The administration is moving too fast to develop unproven technology through its Global Nuclear Energy Partnership, or GNEP, said Ernest J. Moniz, a physics professor at the Massachusetts Institute of Technology.

"Right or wrong, the program being discussed has created an impression of being hell-bent to reprocess current spent fuel, perhaps created by Yucca frustration," Moniz said in a presentation to a National Academies of Science panel.

Moniz, who was an energy undersecretary during the Clinton administration, said DOE risks getting locked into a course and GNEP could prove to be a wasteful "white elephant."

"Let's take at least 10 years to develop a robust laboratory-scale research program and in time we will decide what makes sense," he said. "There is no guarantee that a cycle of this kind will ever pass muster."

In a rebuttal, Vic Reis, a senior adviser to Energy Secretary Samuel Bodman, dismissed the idea that Yucca Mountain was a factor in propelling GNEP.

"This isn't just about fixing Yucca Mountain," said Reis, who also served in the Clinton administration. "We have to do that anyway." The proposed used fuel repository is about eight years behind schedule and faces possible legal and licensing obstacles ahead.

Rather, Reis said, the administration wants to seize an opportunity to partner with other nations that have needs for nuclear fuel and waste disposal and that share U.S. concerns about the spread of nuclear material that could be used to make bombs.

"This is not going to be an easy task," Reis said. "If we are just going to go after this in a business-as-usual, let's-do-research-and-development sense, I don't think we will get there."

Moniz, Reis and DOE adviser Burt Richter, a Nobel Prize laureate and physics professor at Stanford University, delivered GNEP presentations to the academies' nuclear and radiation studies board.

Their interplay illustrated the debate raging this spring among scientists, policy members, interest groups and members of Congress over nuclear fuel reprocessing.

The House and Senate are expected to vote later this year whether to spend at least $250 million the Department of Energy has requested as a down payment on the GNEP effort.

The Department of Energy wants to have test fuel cycle facilities and advanced nuclear reactor pilot plants online by 2017, at a cost of about $13 billion.
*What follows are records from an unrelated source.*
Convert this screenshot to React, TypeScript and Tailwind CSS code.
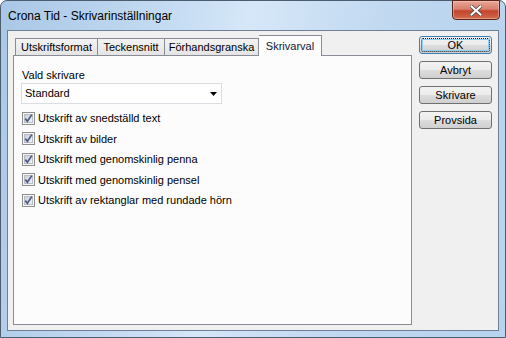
import React from 'react';

// Printer settings dialog (Windows 7 Aero look)

const TABS = [
  { label: 'Utskriftsformat', w: 'w-[83px]' },
  { label: 'Teckensnitt', w: 'w-[67px]' },
  { label: 'Förhandsgranska', w: 'w-[94px]' },
];

const OPTIONS = [
  'Utskrift av snedställd text',
  'Utskrift av bilder',
  'Utskrift med genomskinlig penna',
  'Utskrift med genomskinlig pensel',
  'Utskrift av rektanglar med rundade hörn',
];

function CheckBox({ id }: { id: number }) {
  return (
    <svg width="13" height="13" viewBox="0 0 13 13" className="shrink-0">
      <defs>
        <linearGradient id={`cb${id}`} x1="0" y1="0" x2="1" y2="1">
          <stop offset="0" stopColor="#c9ccd2" />
          <stop offset="1" stopColor="#f5f5f5" />
        </linearGradient>
      </defs>
      <rect x="0.5" y="0.5" width="12" height="12" fill="#f6f6f6" stroke="#8f8f8f" />
      <rect x="2.5" y="2.5" width="8" height="8" fill={`url(#cb${id})`} stroke="#b8bcc4" />
      <path d="M3.3 6.6 L5.4 9.2 L9.8 2.6" stroke="#4a5c88" strokeWidth="1.7" fill="none" />
    </svg>
  );
}

function Button({ label, isDefault }: { label: string; isDefault?: boolean }) {
  return (
    <div
      className={`relative h-[18px] w-[73px] rounded-[3px] border ${
        isDefault ? 'border-[#3c7fb1]' : 'border-[#707070]'
      } bg-[linear-gradient(to_bottom,#f2f2f2_0%,#ebebeb_50%,#dddddd_51%,#cfcfcf_100%)] flex items-center justify-center text-[11px] leading-none text-black`}
    >
      {isDefault && (
        <div className="absolute inset-[1px] rounded-[2px] border border-dotted border-[#1a1a1a] shadow-[inset_0_0_0_1px_#8fd0f2]" />
      )}
      <span className="relative">{label}</span>
    </div>
  );
}

export default function App() {
  return (
    <div className="w-[506px] h-[338px] font-['Liberation_Sans',Arial,sans-serif] bg-white">
      <div className="relative w-full h-full flex flex-col rounded-t-[7px] border border-[#4d5d70] bg-[linear-gradient(100deg,#a9c7e6_0%,#c4dbf2_30%,#d6e7f8_45%,#c0d8f0_70%,#b7d3ef_100%)] px-[6px] pb-[6px]">
        {/* title bar */}
        <div className="h-[29px] flex items-center pl-[1px] text-[12px] text-black">
          Crona Tid - Skrivarinställningar
        </div>
        <div className="absolute top-[-1px] right-[5px] w-[48px] h-[20px] rounded-b-[4px] border border-[#5b2519] bg-[linear-gradient(to_bottom,#e9a798_0%,#d8806d_45%,#c3442c_55%,#d06a4e_100%)] shadow-[inset_0_0_0_1px_rgba(255,210,200,0.45)] flex items-center justify-center">
          <svg width="12" height="11" viewBox="0 0 12 11">
            <path
              d="M1.5 1.5 L10.5 9.5 M10.5 1.5 L1.5 9.5"
              stroke="#4a4a4a"
              strokeWidth="3.6"
              strokeLinecap="square"
            />
            <path
              d="M1.5 1.5 L10.5 9.5 M10.5 1.5 L1.5 9.5"
              stroke="#ffffff"
              strokeWidth="2"
              strokeLinecap="square"
            />
          </svg>
        </div>

        {/* client area */}
        <div className="flex-1 border border-[#6f8096] bg-[#f0f0f0] flex text-[11px] text-black">
          <div className="ml-[5px] mt-[4px] w-[399px] flex flex-col">
            <div className="h-[20px] flex items-end pl-[2px]">
              {TABS.map((t, i) => (
                <div
                  key={t.label}
                  className={`${t.w} h-[17px] border-t border-r ${
                    i === 0 ? 'border-l' : ''
                  } border-[#898c95] bg-[linear-gradient(to_bottom,#f3f3f3,#e4e4e4)] flex items-center justify-center`}
                >
                  {t.label}
                </div>
              ))}
              <div className="relative z-10 -mb-px w-[63px] h-[21px] border-t border-r border-[#898c95] bg-[#fcfcfc] flex items-center justify-center text-[#0e1a3a]">
                Skrivarval
              </div>
            </div>
            <div className="h-[270px] border border-[#898c95] bg-[#fcfcfc] pl-[7px] pt-[12px]">
              <div className="h-[14px] leading-[14px] pl-[1px]">Vald skrivare</div>
              <div className="mt-[1px] w-[201px] h-[21px] border border-[#dcdde2] bg-white flex items-center justify-between pl-[3px] pr-[4px]">
                <span>Standard</span>
                <svg width="7" height="4" viewBox="0 0 7 4">
                  <path d="M0 0 H7 L3.5 4 Z" fill="#000" />
                </svg>
              </div>
              <div className="mt-[4px] flex flex-col pl-[1px]">
                {OPTIONS.map((o, i) => (
                  <div key={o} className="h-[20.5px] flex items-center gap-[3px]">
                    <CheckBox id={i} />
                    <span>{o}</span>
                  </div>
                ))}
              </div>
            </div>
          </div>
          <div className="ml-[7px] mt-[5px] flex flex-col gap-[7px]">
            <Button label="OK" isDefault />
            <Button label="Avbryt" />
            <Button label="Skrivare" />
            <Button label="Provsida" />
          </div>
        </div>
      </div>
    </div>
  );
}
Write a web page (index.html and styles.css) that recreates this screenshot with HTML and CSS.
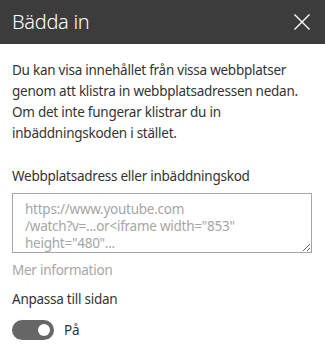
FILE: index.html
```html
<!DOCTYPE html>
<html lang="sv">
<head>
<meta charset="utf-8">
<title>Bädda in</title>
<link rel="stylesheet" href="styles.css">
</head>
<body>
<div class="panel">
  <header class="panel-header">
    <h1 class="panel-title">Bädda in</h1>
    <button class="close-btn" aria-label="Stäng">
      <svg width="16" height="16" viewBox="0 0 16 16"><path d="M0.5 0.5 L15.5 15.5 M15.5 0.5 L0.5 15.5" stroke="#fff" stroke-width="1.4" fill="none"/></svg>
    </button>
  </header>
  <div class="panel-body">
    <p class="intro">Du kan visa innehållet från vissa webbplatser genom att klistra in webbplatsadressen nedan. Om det inte fungerar klistrar du in inbäddningskoden i stället.</p>
    <label class="field-label" for="embed">Webbplatsadress eller inbäddningskod</label>
    <div class="textarea-wrap">
      <textarea id="embed" class="embed-input" placeholder="https://www.youtube.com&#10;/watch?v=...or&lt;iframe width=&quot;853&quot;&#10;height=&quot;480&quot;..."></textarea>
    </div>
    <a class="more-info">Mer information</a>
    <div class="toggle-label">Anpassa till sidan</div>
    <div class="toggle-row">
      <span class="toggle"><span class="knob"></span></span>
      <span class="toggle-text">På</span>
    </div>
  </div>
</div>
</body>
</html>
```
FILE: styles.css
```css
* { box-sizing: border-box; }
html, body { margin: 0; padding: 0; background: #fff; }
body {
  font-family: "Noto Sans", "Open Sans", "Liberation Sans", sans-serif;
  color: #333;
  width: 325px;
  height: 349px;
  overflow: hidden;
}
.panel-header {
  height: 44px;
  background: #3c3c3c;
  display: flex;
  align-items: center;
  justify-content: space-between;
  padding: 0 15px 0 12px;
}
.panel-title {
  margin: 0;
  font-weight: 300;
  font-size: 20px;
  color: #fff;
  letter-spacing: -0.3px;
  line-height: 26px;
}
.close-btn {
  background: none;
  border: 0;
  padding: 0;
  width: 16px;
  height: 16px;
  display: flex;
}
.panel-body {
  padding: 16px 12px 0 12px;
  font-size: 13.5px;
  letter-spacing: -0.25px;
}
.intro {
  margin: 0;
  line-height: 21px;
  color: #333;
}
.field-label {
  display: block;
  margin-top: 22px;
  line-height: 20px;
  color: #333;
}
.textarea-wrap {
  margin-top: 7px;
  width: 300px;
  height: 60px;
  border: 1px solid #a6a6a6;
  position: relative;
}
.embed-input {
  display: block;
  width: 100%;
  height: 100%;
  border: 0;
  padding: 7px 12px 0 12px;
  font-family: inherit;
  font-size: 13.5px;
  letter-spacing: -0.25px;
  line-height: 17px;
  resize: both;
  overflow: hidden;
  outline: none;
  white-space: pre;
}
.embed-input::placeholder { color: #a6a6a6; opacity: 1; }
.more-info {
  display: block;
  margin-top: 7px;
  color: #a6a6a6;
  line-height: 20px;
}
.toggle-label {
  margin-top: 9px;
  line-height: 20px;
  color: #333;
}
.toggle-row {
  margin-top: 11px;
  display: flex;
  align-items: center;
  gap: 10px;
}
.toggle {
  width: 42px;
  height: 20px;
  border-radius: 10px;
  background: #666;
  position: relative;
  display: block;
}
.knob {
  position: absolute;
  right: 4px;
  top: 4px;
  width: 12px;
  height: 12px;
  border-radius: 50%;
  background: #fff;
}
.toggle-text { line-height: 20px; color: #333; }
```
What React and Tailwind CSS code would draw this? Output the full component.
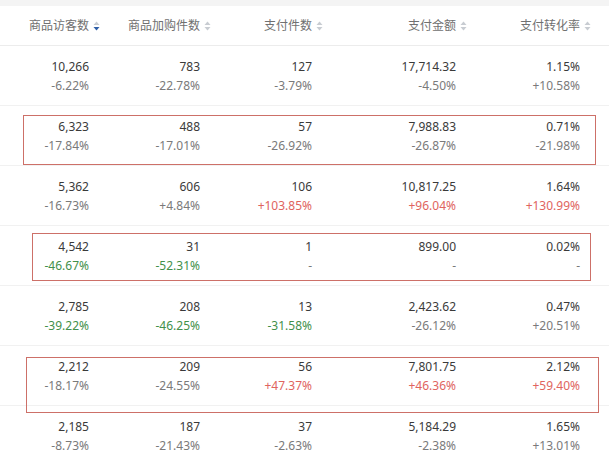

Further development could cost billions more.

GNEP envisions developing fuel-recycling technology called Urex-Plus in partnership with France, Japan, Russia, China and the United Kingdom.

As far as disposal, Bush officials have advertised that reprocessing could shrink volumes of spent fuel and reduce its radio-toxicity to where Yucca Mountain easily could accommodate waste that would be generated by new nuclear plants that industry hopes to build.

Richter said the United States needs to revive its nuclear waste reprocessing efforts and GNEP is a very good start.

"One of the things it is very important for critics to recognize is that the United States is no longer the big gorilla that controls what happens in the nuclear energy business," Richter said.

"I don't consider it to be an economic catastrophe for us to spend a few billion dollars to rebuild a totally decayed nuclear infrastructure in the United States," he said.